Movement 2: READ the text slowly again and let the words flow into your spirit ... Has a different word or phrase called to you? That's ok. REFLECT on your chosen word or phrase. How does this passage illuminate your life? What is God's invitation to you through the text? Is there a "word" you may enter into the labyrinth as you walk with Mary? As you walk (or if you choose to simply sit in the quiet) continue to focus on your word or phrase. Let God speak into your heart as you listen and walk the path of the womb. Take time to "RELEASE" anything that emerges that you need to let go of in order to move on in your prayers.
Movement 3: As you pause at the center of the Labyrinth or at the apex of your walk, take time to READ the passage again as you wait in prayer and let the words sink deep into your soul. "RECEIVE" and welcome God's word for you. Consider these questions or others that may arise in your time of pause: Where is God speaking into my life through my word or my verse? How is my prayer life touched by my word or my verse?
Movement 4: When you are ready to move on and travel the pathway out of the labyrinth, RESPOND to God's invitation with prayers of praise, adoration, confession, gratitude, discernment, petition, intercession, and/or commitment ... whatever emerges from within you, express it in the form of a walking prayer until you exit the labyrinth or end your walk or sit in the quiet.

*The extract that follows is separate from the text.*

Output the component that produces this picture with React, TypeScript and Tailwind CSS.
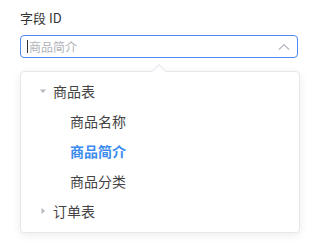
import { useState } from "react";

type Node = { label: string; children?: string[]; open?: boolean };

const tree: Node[] = [
  { label: "商品表", open: true, children: ["商品名称", "商品简介", "商品分类"] },
  { label: "订单表", open: false, children: [] },
];

function Caret({ open }: { open?: boolean }) {
  return (
    <svg
      width="8"
      height="8"
      viewBox="0 0 8 8"
      className={open ? "" : "-rotate-90"}
    >
      <path d="M1 2.5 L7 2.5 L4 6 Z" fill="#b4b7bd" />
    </svg>
  );
}

export default function App() {
  const [selected, setSelected] = useState("商品简介");

  return (
    <div
      className="w-[313px] h-[243px] bg-white pl-5 pt-[9px]"
      style={{ fontFamily: '"Noto Sans CJK SC", "Liberation Sans", sans-serif' }}
    >
      <div className="text-[13px] leading-[18px] text-[#333]">字段 ID</div>
      <div className="mt-2 w-[278px] h-[23px] border border-[#4d8af7] rounded-[4px] flex items-center px-[6px] justify-between">
        <span className="flex items-center text-[12px] text-[#b0b3b8]">
          <span className="w-px h-[13px] bg-[#333] mr-[1px]" />
          {selected}
        </span>
        <svg width="12" height="8" viewBox="0 0 12 8" className="mr-[1px]">
          <path d="M1 6.5 L6 1.5 L11 6.5" stroke="#b4b7bd" strokeWidth="1.2" fill="none" />
        </svg>
      </div>

      <div className="relative mt-[13px] w-[280px] bg-white border border-[#e6e8ee] rounded-[4px] shadow-[0_2px_10px_rgba(0,0,0,0.08)] pt-[4px] pb-[6px]">
        <div className="absolute -top-[6px] left-[133px] w-[10px] h-[10px] bg-white border-l border-t border-[#e6e8ee] rotate-45" />
        {tree.map((n) => (
          <div key={n.label}>
            <div className="h-[30px] flex items-center pl-[18px] text-[14px] text-[#444]">
              <span className="w-[8px] flex items-center">
                <Caret open={n.open} />
              </span>
              <span className="ml-[6px]">{n.label}</span>
            </div>
            {n.open &&
              n.children?.map((c) => (
                <div
                  key={c}
                  onClick={() => setSelected(c)}
                  className={
                    "h-[30px] flex items-center pl-[49px] text-[14px] cursor-pointer " +
                    (c === selected ? "text-[#3c8cf0] font-bold" : "text-[#444]")
                  }
                >
                  {c}
                </div>
              ))}
          </div>
        ))}
      </div>
    </div>
  );
}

Movement 5: And now there are no more words. Remember that God is as close to you as your very own breath. Breathe and REST in the gentle silence of God's presence ... breathe in the peace that emerges from God's presence and provision ... as you move on and re-enter the world from which you came, breathe out the love of God upon the world you live in. Choose this one or allow one to emerge from within your soul ...
Breath Prayer of Rest:
Breathing in … God of Mary, Theotokos
Breathing out … My soul magnifies your Presence!